Houve alguma destas hipóteses, no caso concreto, em que a atual lei de seguros é permissiva em aceitar tais procedimentos de maior risco do que o cotidiano da vida proporciona?

Quer parecer que não houve nenhuma destas situações no caso concreto.

Enfim, podemos alforriar o segurado em sede de seguro de vida de qualquer situação agravante do resultado do ato por ele praticado?

Penso, definitivamente, que não.

Seguro de vida não é salvo conduto para que se pratiquem atos que desabonem a boa conduta do homem médio e prudente. É verdade, que não se cuida de seguro voltado ao restabelecimento patrimonial, porém amparados em atitudes mínimas de salvaguardar atos de boa convivência, obedecendo comportamentos razoáveis de normas de conduta.

Não pretendo, nem de longe, hostilizar o que foi decidido pelo Tribunal da Cidadania.

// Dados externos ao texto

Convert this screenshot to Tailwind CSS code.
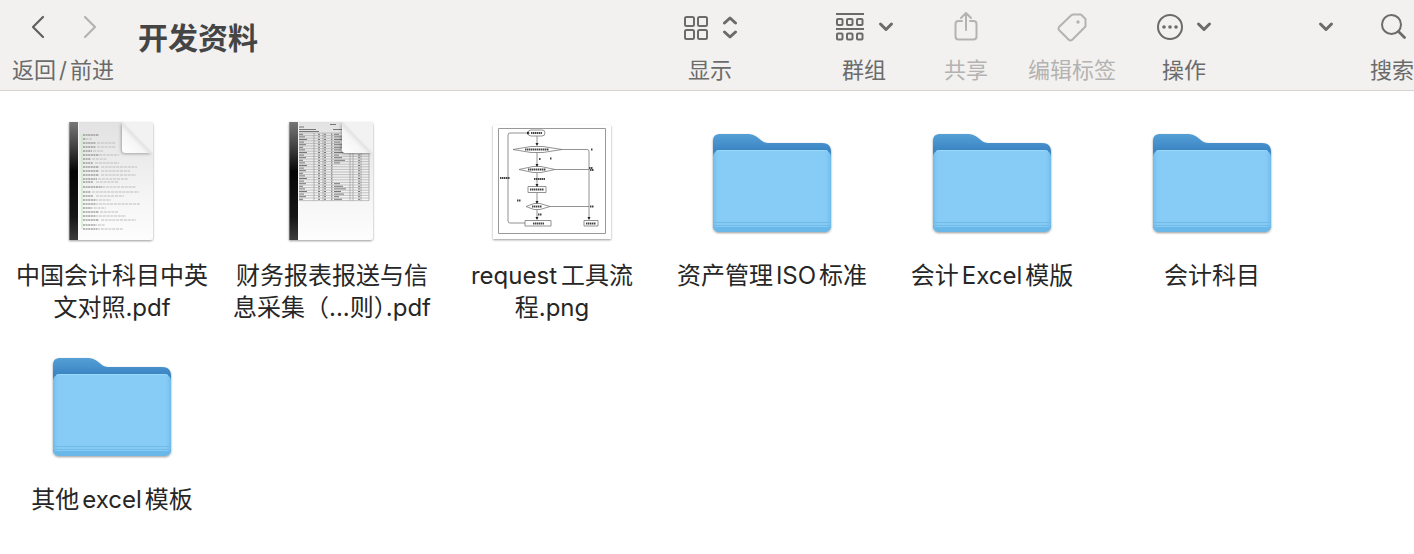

Também, à guisa de maior densidade argumentativa, penso que o artigo 121 da Lei nº 15.040/2024 não consagra uma cláusula geral de cobertura ilimitada, mas delimita, de forma consciente, o campo normativo dos riscos pessoalmente seguráveis. A ausência de previsão de determinadas condutas – especialmente aquelas marcadas pela auto colocação consciente em cenários estruturalmente violentos e ilícitos – não constitui lacuna a ser preenchida por analogia judicial, mas expressão legítima da opção regulatória do legislador. A insistência na transposição automática da jurisprudência formada sob o revogado Código Civil ignora, data vênia, a mudança de paradigma introduzido pelo novo marco legal e compromete a coerência sistêmica do direito securitário contemporâneo.

Porém, deixo para reflexão dos estudiosos da área que medidas de prudência e zelo devem imperar em qualquer modalidade securitária, notadamente levando-se em consideração cálculos atuariais insertos em clausulados que regem este contrato-tipo.

É o que penso, s.m.j.

Porto Alegre, 21/12/2025


VOLTAIRE MARENZI - ADVOGADO e PROFESSOR

[1]https://www.migalhas.com.br/quentes/446545/stj-garante-seguro-por-morte-de-homem-assassinado-em-ponto-de-droga.

[2] Referência ao Código Civil revogado pela nova lei de seguros.

[3] Artigo 121 da Lei do Contrato de Seguro.